Luis Ventoso-ABC
La etapa de González fue solo un paréntesis en un partido nada patriótico
Casado acudió ayer a La Moncloa con una oferta que permitía a Sánchez continuar como presidente de España sin depender de fuerzas antiespañolas. Resumiendo, le trasladó que el PP apoyaría sus presupuestos si renunciaba a su mesa con ERC y Torra y aplicaba las medidas para contenerlos que el propio Sánchez prometió en campaña. ¿Respuesta? La esperada. Casado fue despedido con cajas destempladas. El Gobierno incluso incurrió en la descortesía de emitir un comunicado poniéndolo verde antes de que hubiese podido valorar el encuentro.
Lo sucedido vuelve a evidenciar una realidad que muchos votantes se resisten a ver: el PSOE se siente más cercano a los que pelean por la independencia de regiones españolas que a quienes defienden la unidad
de la nación; prefiere a los separatistas antes que a los partidos constitucionalistas de centro-derecha. Son cordiales -y hasta untuosos- con Torra y Rufián y bordes con Casado y Arrimadas.
Parte de la opinión pública sigue confundiendo al PSOE con la etapa de Felipe González, donde con aciertos y errores se cultivó cierto sentido de Estado. No se acaba de asumir que el Partido Socialista ha sido desde siempre una formación fascinada con los nacionalismos disgregadores, ante los que se pliega gregario. González mandó en el PSOE durante veinte años. Pero el partido soplará en mayo 141 velas. A poco que se repase su historia se descubre una andadura poco edificante. En 1910, su creador, el tipógrafo ferrolano Pablo Iglesias, firmó una de las páginas más infames de nuestro parlamentarismo, una amenaza violenta al líder conservador Antonio Maura: «Para evitar que Maura suba al poder debe llegarse hasta al atentado personal». Ese era el estilo del venerado fundador. En los años veinte, UGT y PSOE colaboran encantados con la dictadura de Primo mientras el autócrata reprime a otras formaciones. En 1934, el partido que hoy mitifica la II República hasta el empalago se alzó contra su legalidad instigando la Revolución de Asturias. Ese mismo año, el partido que se apellida Español apoyó la proclamación de Companys. La Alianza Obrera, de la que formaban parte los socialistas, incluso defendió en armas la república catalana desde las calles de Barcelona.
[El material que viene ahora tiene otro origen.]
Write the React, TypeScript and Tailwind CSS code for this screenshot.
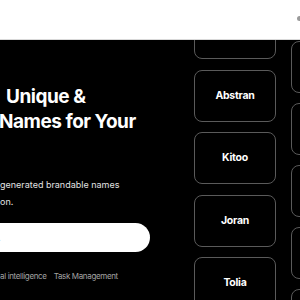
import React from 'react';

const leftColumn = ['', 'Abstran', 'Kitoo', 'Joran', 'Tolia'];
const rightColumn = ['', '', '', '', '', ''];

function NameCard({ name }: { name: string }) {
  return (
    <div className="h-[52px] w-[82px] shrink-0 rounded-lg border border-[#5a5a5a] bg-black flex items-center justify-center">
      <span className="text-[10.5px] font-bold text-white tracking-tight">{name}</span>
    </div>
  );
}

export default function App() {
  return (
    <div className="w-[300px] h-[300px] overflow-hidden bg-black flex flex-col font-['Inter',sans-serif]">
      {/* Top nav */}
      <header className="h-10 shrink-0 bg-white border-b border-[#d9d9d9] flex items-center justify-end">
        <span className="w-[3px] h-[5px] bg-[#9a9a9a] rounded-l-sm mb-[2px]" />
      </header>

      {/* Hero */}
      <section className="flex-1 flex overflow-hidden">
        <div className="w-[194px] shrink-0 flex flex-col pt-[44px] whitespace-nowrap">
          <h1 className="text-[19px] leading-[25px] font-bold text-white tracking-tight">
            <div className="pl-[6px]">Unique &amp;</div>
            <div className="-ml-[1px]">Names for Your</div>
          </h1>
          <p className="mt-[43px] text-[9px] leading-[16.5px] text-[#e2e2e2]">
            <span className="block">generated brandable names</span>
            <span className="block">on.</span>
          </p>
          <div className="mt-[13px] h-[29px] w-[150px] shrink-0 bg-white rounded-r-full flex items-center">
            <span className="text-[10px] text-[#9a9a9a] -ml-[2px]">.</span>
          </div>
          <div className="mt-[18px] flex gap-[7px] text-[8px] leading-[12px] tracking-[-0.35px] text-[#a3a3a3]">
            <span>al intelligence</span>
            <span>Task Management</span>
          </div>
        </div>

        <div className="flex gap-[15px]">
          <div className="flex flex-col gap-[10.5px] -mt-[33px]">
            {leftColumn.map((n, i) => (
              <NameCard key={i} name={n} />
            ))}
          </div>
          <div className="flex flex-col gap-[10px] mt-[1px]">
            {rightColumn.map((n, i) => (
              <NameCard key={i} name={n} />
            ))}
          </div>
        </div>
      </section>
    </div>
  );
}
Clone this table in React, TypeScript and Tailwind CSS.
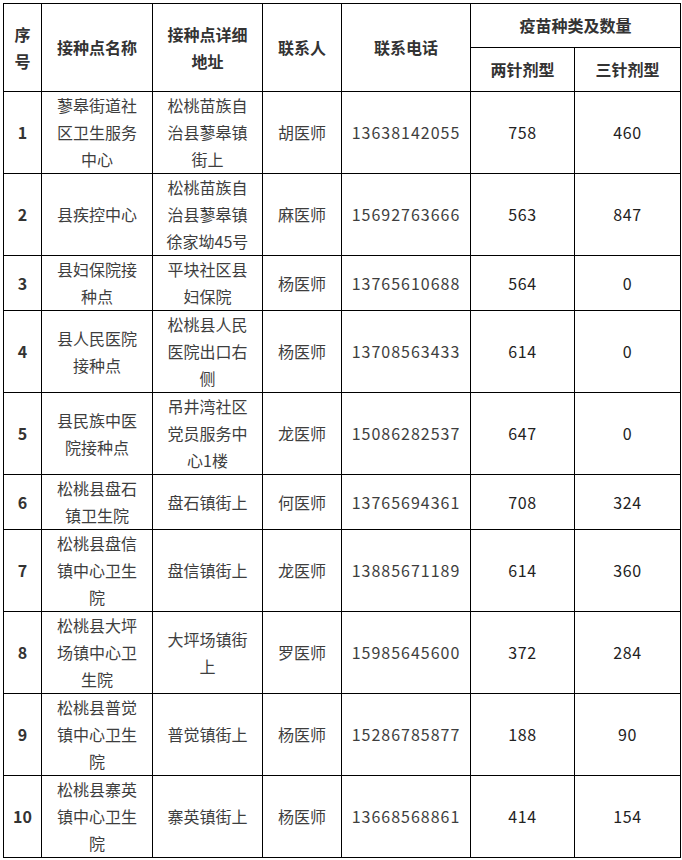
import React from 'react';

type Row = {
  no: string;
  name: string;
  addr: string;
  person: string;
  phone: string;
  two: string;
  three: string;
  tall: boolean;
};

const rows: Row[] = [
  { no: '1', name: '蓼皋街道社区卫生服务中心', addr: '松桃苗族自治县蓼皋镇街上', person: '胡医师', phone: '13638142055', two: '758', three: '460', tall: true },
  { no: '2', name: '县疾控中心', addr: '松桃苗族自治县蓼皋镇徐家坳45号', person: '麻医师', phone: '15692763666', two: '563', three: '847', tall: true },
  { no: '3', name: '县妇保院接种点', addr: '平块社区县妇保院', person: '杨医师', phone: '13765610688', two: '564', three: '0', tall: false },
  { no: '4', name: '县人民医院接种点', addr: '松桃县人民医院出口右侧', person: '杨医师', phone: '13708563433', two: '614', three: '0', tall: true },
  { no: '5', name: '县民族中医院接种点', addr: '吊井湾社区党员服务中心1楼', person: '龙医师', phone: '15086282537', two: '647', three: '0', tall: true },
  { no: '6', name: '松桃县盘石镇卫生院', addr: '盘石镇街上', person: '何医师', phone: '13765694361', two: '708', three: '324', tall: false },
  { no: '7', name: '松桃县盘信镇中心卫生院', addr: '盘信镇街上', person: '龙医师', phone: '13885671189', two: '614', three: '360', tall: true },
  { no: '8', name: '松桃县大坪场镇中心卫生院', addr: '大坪场镇街上', person: '罗医师', phone: '15985645600', two: '372', three: '284', tall: true },
  { no: '9', name: '松桃县普觉镇中心卫生院', addr: '普觉镇街上', person: '杨医师', phone: '15286785877', two: '188', three: '90', tall: true },
  { no: '10', name: '松桃县寨英镇中心卫生院', addr: '寨英镇街上', person: '杨医师', phone: '13668568861', two: '414', three: '154', tall: true },
];

const cell = 'border border-black px-2 text-center align-middle';

export default function App() {
  return (
    <div
      className="min-h-[860px] bg-white pl-[3px] pt-[3px] text-[16px] leading-[27px] text-[#3e3e3e]"
      style={{ fontFamily: '"Noto Sans CJK SC", "Noto Sans", sans-serif' }}
    >
      <table className="table-fixed border-collapse w-[677px]">
        <colgroup>
          <col className="w-[38px]" />
          <col className="w-[111px]" />
          <col className="w-[110px]" />
          <col className="w-[79px]" />
          <col className="w-[129px]" />
          <col className="w-[104px]" />
          <col className="w-[106px]" />
        </colgroup>
        <thead className="font-bold text-[#333]">
          <tr className="h-[44px]">
            <th rowSpan={2} className={`${cell} px-0 font-bold`}>序<br />号</th>
            <th rowSpan={2} className={`${cell} font-bold`}>接种点名称</th>
            <th rowSpan={2} className={`${cell} font-bold`}>接种点详细地址</th>
            <th rowSpan={2} className={`${cell} font-bold`}>联系人</th>
            <th rowSpan={2} className={`${cell} font-bold`}>联系电话</th>
            <th colSpan={2} className={`${cell} font-bold`}>疫苗种类及数量</th>
          </tr>
          <tr className="h-[44px]">
            <th className={`${cell} font-bold`}>两针剂型</th>
            <th className={`${cell} font-bold`}>三针剂型</th>
          </tr>
        </thead>
        <tbody>
          {rows.map(r => (
            <tr key={r.no} className={r.tall ? 'h-[82px]' : 'h-[55px]'}>
              <td className={`${cell} px-0 font-bold text-[#333]`}>{r.no}</td>
              <td className={cell}>{r.name}</td>
              <td className={cell}>{r.addr}</td>
              <td className={cell}>{r.person}</td>
              <td className={`${cell} px-1 tracking-[1px]`}>{r.phone}</td>
              <td className={`${cell} text-[#222] tracking-[0.6px]`}>{r.two}</td>
              <td className={`${cell} text-[#222] tracking-[0.6px]`}>{r.three}</td>
            </tr>
          ))}
        </tbody>
      </table>
    </div>
  );
}
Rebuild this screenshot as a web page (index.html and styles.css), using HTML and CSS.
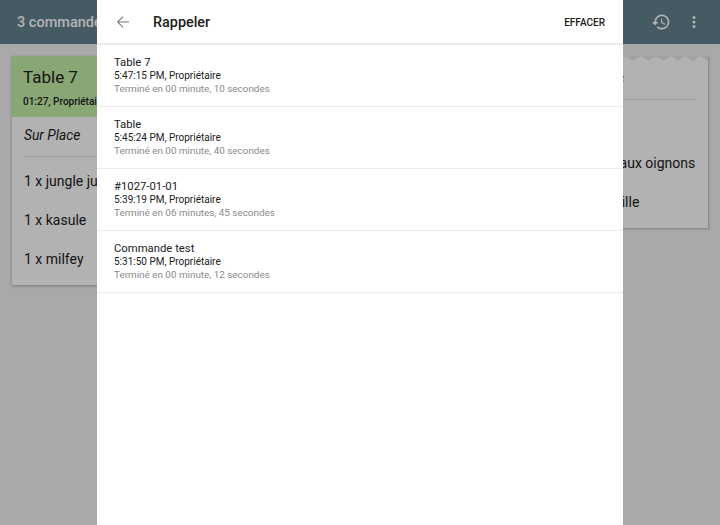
FILE: index.html
```html
<!DOCTYPE html>
<html lang="fr">
<head>
    <meta charset="UTF-8">
    <meta name="viewport" content="width=device-width, initial-scale=1.0">
    <title>Rappeler</title>
    <link rel="stylesheet" href="styles.css">
</head>
<body>

<div class="screen">
    <header class="appbar">
        <span class="appbar-title">3 commandes</span>
        <div class="appbar-actions">
            <svg class="icon" viewBox="0 0 24 24" width="20" height="20"><path d="M13 3a9 9 0 0 0-9 9H1l3.9 3.9.1.1L9 12H6a7 7 0 1 1 2.05 4.95L6.64 18.36A9 9 0 1 0 13 3zm-1 5v5l4.25 2.52.77-1.28-3.52-2.09V8z"/></svg>
            <svg class="icon" viewBox="0 0 24 24" width="18" height="18"><path d="M12 8a2 2 0 1 0 0-4 2 2 0 0 0 0 4zm0 2a2 2 0 1 0 0 4 2 2 0 0 0 0-4zm0 6a2 2 0 1 0 0 4 2 2 0 0 0 0-4z"/></svg>
        </div>
    </header>

    <main class="board">
        <section class="ticket">
            <div class="ticket-head">
                <div class="ticket-name">Table 7</div>
                <div class="ticket-meta">01:27, Propriétaire</div>
            </div>
            <div class="ticket-type">Sur Place</div>
            <div class="ticket-lines">
                <div class="ticket-line">1 x jungle juice</div>
                <div class="ticket-line">1 x kasule</div>
                <div class="ticket-line">1 x milfey</div>
            </div>
        </section>

        <section class="ticket ticket-hidden"></section>

        <section class="ticket ticket-torn">
            <svg class="tear" viewBox="0 0 225 5" width="224" height="5" preserveAspectRatio="none"><path d="M0 0v5l7.500-5 7.500 5 7.500-5 7.500 5 7.500-5 7.500 5 7.500-5 7.500 5 7.500-5 7.500 5 7.500-5 7.500 5 7.500-5 7.500 5 7.500-5 7.500 5 7.500-5 7.500 5 7.500-5 7.500 5 7.500-5 7.500 5 7.500-5 7.500 5 7.500-5 7.500 5 7.500-5 7.500 5 7.500-5 7.500 5V0z"/></svg>
            <div class="ticket-type ticket-type-torn">Livraisons sur retraits</div>
            <div class="ticket-lines ticket-lines-torn">
                <div class="ticket-line">1 x thé</div>
                <div class="ticket-line">1 x burger spéciale aux oignons</div>
                <div class="ticket-line">1 x mousse à la vanille</div>
            </div>
        </section>
    </main>

    <div class="scrim"></div>

    <aside class="panel">
        <div class="panel-bar">
            <svg class="back" viewBox="0 0 24 24" width="18" height="18"><path d="M20 11.300H6.500l6-6-1-1L4 12l7.500 7.700 1-1-6-6H20z"/></svg>
            <h1 class="panel-title">Rappeler</h1>
            <button class="panel-clear">EFFACER</button>
        </div>
        <ul class="recall-list">
            <li class="recall-item">
                <div class="recall-name">Table 7</div>
                <div class="recall-time">5:47:15 PM, Propriétaire</div>
                <div class="recall-done">Terminé en 00 minute, 10 secondes</div>
            </li>
            <li class="recall-item">
                <div class="recall-name">Table</div>
                <div class="recall-time">5:45:24 PM, Propriétaire</div>
                <div class="recall-done">Terminé en 00 minute, 40 secondes</div>
            </li>
            <li class="recall-item">
                <div class="recall-name">#1027-01-01</div>
                <div class="recall-time">5:39:19 PM, Propriétaire</div>
                <div class="recall-done">Terminé en 06 minutes, 45 secondes</div>
            </li>
            <li class="recall-item">
                <div class="recall-name">Commande test</div>
                <div class="recall-time">5:31:50 PM, Propriétaire</div>
                <div class="recall-done">Terminé en 00 minute, 12 secondes</div>
            </li>
        </ul>
    </aside>
</div>

</body>
</html>
```

FILE: styles.css
```css
:root {
    --appbar-color: #63818f;
    --board-color: #f2f2f2;
    --ticket-color: #ffffff;
    --green-color: #c5f0a8;
    --text-color: #212121;
    --muted-color: #8a8a8a;
    --line-color: #ececec;
}

* {
    box-sizing: border-box;
}

html, body {
    margin: 0;
    height: 100%;
}

body {
    font-family: Roboto, Arial, sans-serif;
    color: var(--text-color);
    overflow: hidden;
}

.screen {
    position: relative;
    width: 720px;
    height: 525px;
    background-color: var(--board-color);
    overflow: hidden;
}

.appbar {
    height: 44px;
    display: flex;
    align-items: center;
    justify-content: space-between;
    padding: 0 17px;
    background-color: var(--appbar-color);
    color: #fff;
}

.appbar-title {
    font-size: 14.500px;
    font-weight: 500;
}

.appbar-actions {
    display: flex;
    align-items: center;
    gap: 14px;
}

.icon {
    fill: #fff;
}

.board {
    display: grid;
    grid-template-columns: repeat(3, 224px);
    gap: 12px;
    padding: 12px;
    align-items: start;
}

.ticket {
    background-color: var(--ticket-color);
    box-shadow: 0 1px 3px rgba(0, 0, 0, 0.3);
}

.ticket-hidden {
    height: 100px;
}

.ticket-torn {
    box-shadow: 1px 1px 2px rgba(0, 0, 0, 0.25);
}

.tear {
    display: block;
    fill: #e8e8e8;
}

.ticket-head {
    height: 61px;
    padding: 9px 11px 0;
    background-color: var(--green-color);
}

.ticket-name {
    font-size: 17px;
    line-height: 24px;
}

.ticket-meta {
    margin-top: 6px;
    font-size: 10px;
    line-height: 14px;
    font-weight: 500;
    white-space: nowrap;
}

.ticket-type {
    margin: 0 12px;
    padding-top: 8px;
    height: 40px;
    font-size: 13.800px;
    line-height: 20px;
    font-style: italic;
    white-space: nowrap;
    border-bottom: 1px solid #dcdcdc;
}

.ticket-type-torn {
    padding-top: 7px;
    height: 39px;
}

.ticket-lines {
    display: flex;
    flex-direction: column;
    gap: 19px;
    padding: 14px 12px 16px;
}

.ticket-lines-torn {
    padding-left: 15px;
}

.ticket-line {
    font-size: 14px;
    line-height: 20px;
    white-space: nowrap;
}

.scrim {
    position: absolute;
    inset: 0;
    background-color: rgba(0, 0, 0, 0.3);
}

.panel {
    position: absolute;
    top: 0;
    bottom: 0;
    left: 97px;
    width: 526px;
    background-color: #fff;
}

.panel-bar {
    height: 45px;
    display: flex;
    align-items: center;
    padding: 1px 18px 0 17px;
    border-bottom: 2px solid var(--line-color);
}

.back {
    fill: #757575;
}

.panel-title {
    margin: 0 0 0 21px;
    flex: 1;
    font-size: 14.400px;
    font-weight: 500;
    color: var(--text-color);
}

.panel-clear {
    padding: 0;
    border: none;
    background: none;
    font-family: inherit;
    font-size: 10px;
    font-weight: 500;
    color: var(--text-color);
}

.recall-list {
    margin: 0;
    padding: 0;
    list-style: none;
}

.recall-item {
    height: 62px;
    padding: 11px 17px 0;
    border-bottom: 1px solid var(--line-color);
}

.recall-name {
    font-size: 11.300px;
    line-height: 13px;
}

.recall-time {
    font-size: 10px;
    line-height: 13px;
}

.recall-done {
    font-size: 9.900px;
    line-height: 13px;
    color: var(--muted-color);
}
```
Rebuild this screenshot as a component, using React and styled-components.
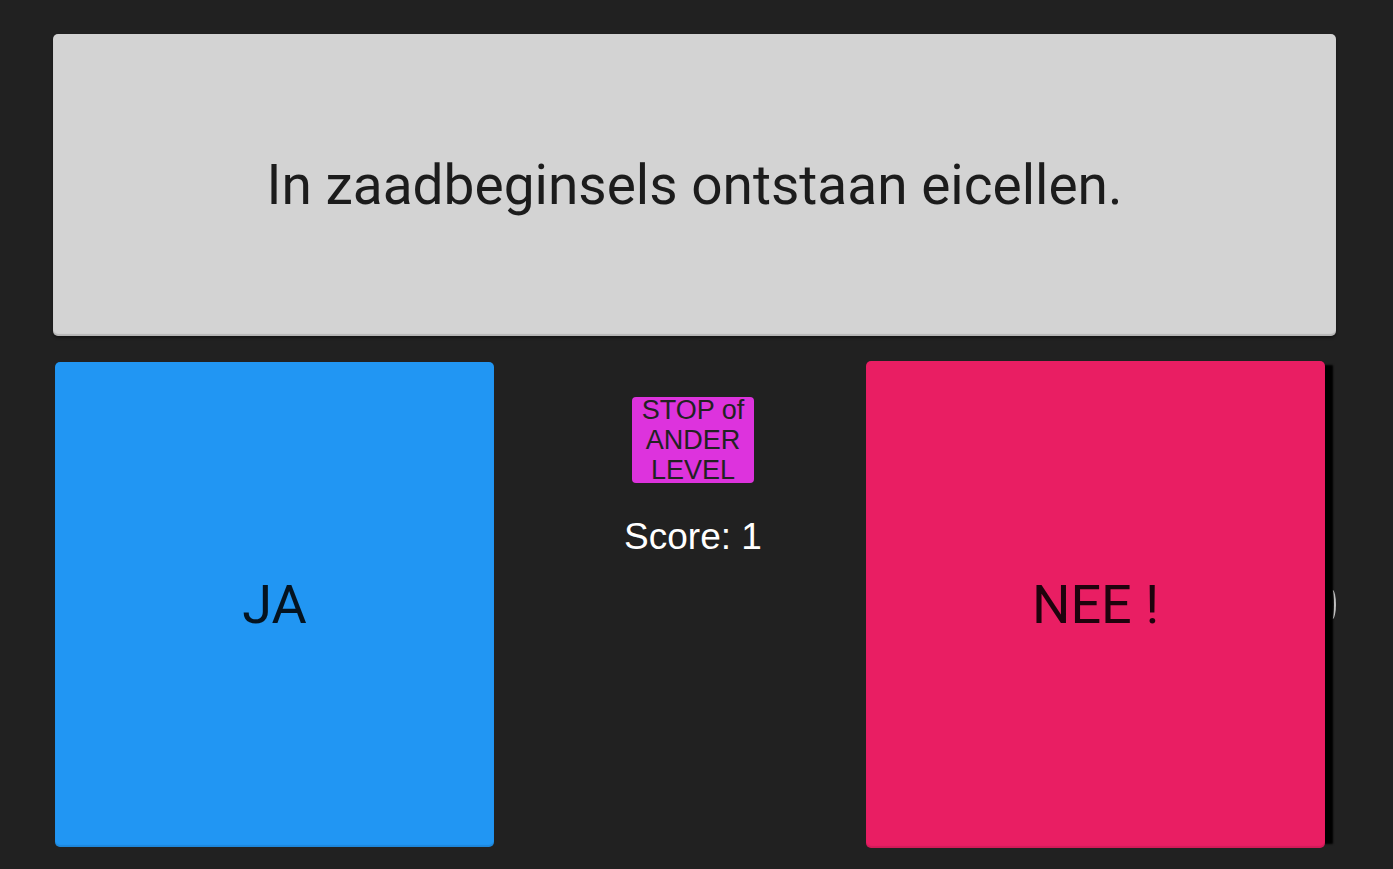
import React from 'react';
import styled, { createGlobalStyle } from 'styled-components';

const GlobalStyle = createGlobalStyle`
    html, body {
        margin: 0;
        background-color: #212121;
    }
    body {
        font-family: Roboto, "Liberation Sans", sans-serif;
    }
`;

const Root = styled.div`
    padding: 34px 57px 0 53px;
    min-height: 835px;
    background-color: #212121;
`;

const QuestionCard = styled.div`
    height: 302px;
    background-color: #d3d3d3;
    border-radius: 5px;
    box-shadow: inset 0 -2px 1px rgba(0, 0, 0, 0.14), 0 2px 3px rgba(0, 0, 0, 0.4);
    display: flex;
    align-items: center;
    justify-content: center;
    font-family: Roboto, sans-serif;
    font-size: 55px;
    color: rgba(0, 0, 0, 0.87);
`;

const AnswerRow = styled.div`
    display: flex;
    align-items: flex-start;
    margin-top: 25px;
`;

const AnswerButton = styled.button`
    width: ${p => p.$width}px;
    height: ${p => p.$height}px;
    margin-top: ${p => p.$offset || 0}px;
    margin-left: ${p => p.$left || 0}px;
    border: none;
    border-radius: 5px;
    background-color: ${p => p.$color};
    display: flex;
    align-items: center;
    justify-content: center;
    font-family: Roboto, sans-serif;
    font-size: 54px;
    color: rgba(0, 0, 0, 0.87);
    cursor: pointer;
    padding: 0;
    box-shadow: inset 0 -2px 1px rgba(0, 0, 0, 0.1)${p => p.$shadow ? ', 12px 0 2px -4px #000' : ''};
`;

const MiddleColumn = styled.div`
    width: 346px;
    padding: 36px 0 0 26px;
    display: flex;
    flex-direction: column;
    align-items: center;
`;

const StopButton = styled.button`
    width: 122px;
    height: 86px;
    border: none;
    border-radius: 4px;
    background-color: #dd33dd;
    color: #222;
    font-family: "Liberation Sans", Arial, sans-serif;
    font-size: 27px;
    line-height: 30px;
    padding: 0;
    display: flex;
    flex-direction: column;
    align-items: center;
    justify-content: center;
    cursor: pointer;
`;

const Score = styled.div`
    margin-top: 33px;
    font-family: "Liberation Sans", Arial, sans-serif;
    font-size: 37px;
    color: #fff;
`;

const NeeWrap = styled.div`
    position: relative;
`;

const Ring = styled.span`
    position: absolute;
    left: calc(100% + 4px);
    top: 229px;
    width: 7px;
    height: 29px;
    border-right: 2px solid rgba(230, 230, 230, 0.8);
    border-radius: 0 50% 50% 0 / 0 50% 50% 0;
    box-sizing: border-box;
`;

const App = () => (
    <Root>
        <GlobalStyle />
        <QuestionCard>In zaadbeginsels ontstaan eicellen.</QuestionCard>
        <AnswerRow>
            <AnswerButton $width={439} $height={485} $offset={1} $left={2} $color="#2196f3">
                JA
            </AnswerButton>
            <MiddleColumn>
                <StopButton>
                    <span>STOP of</span>
                    <span>ANDER</span>
                    <span>LEVEL</span>
                </StopButton>
                <Score>Score: 1</Score>
            </MiddleColumn>
            <NeeWrap>
                <AnswerButton $width={459} $height={487} $color="#e91e63" $shadow>
                    NEE !
                </AnswerButton>
                <Ring />
            </NeeWrap>
        </AnswerRow>
    </Root>
);

export default App;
«La definitiva solución del problema de las nacionalidades que integran el Estado español parte indefectiblemente del pleno reconocimiento del derecho de autodeterminación de las mismas», rezan las conclusiones de su congreso de 1974. La defensa de la autodeterminación figuró en su programa hasta fecha tan tardía como 1976. Históricamente, el PSOE siempre fue federalista y contrario al patriotismo, que denominaba con desprecio «centralismo» y que veía «propio de las oligarquías» y contrario a la clase obrera. La simpatía de los socialistas por los nacionalistas, a los que siempre han elegido como socios en los gobiernos autonómicos, no atiende a un insólito viraje de Zapatero y Sánchez. En realidad ha sido casi siempre el alma del partido. El PSOE es lo que es. Sueñan despiertos los votantes que todavía lo contemplan como «un partido de Estado».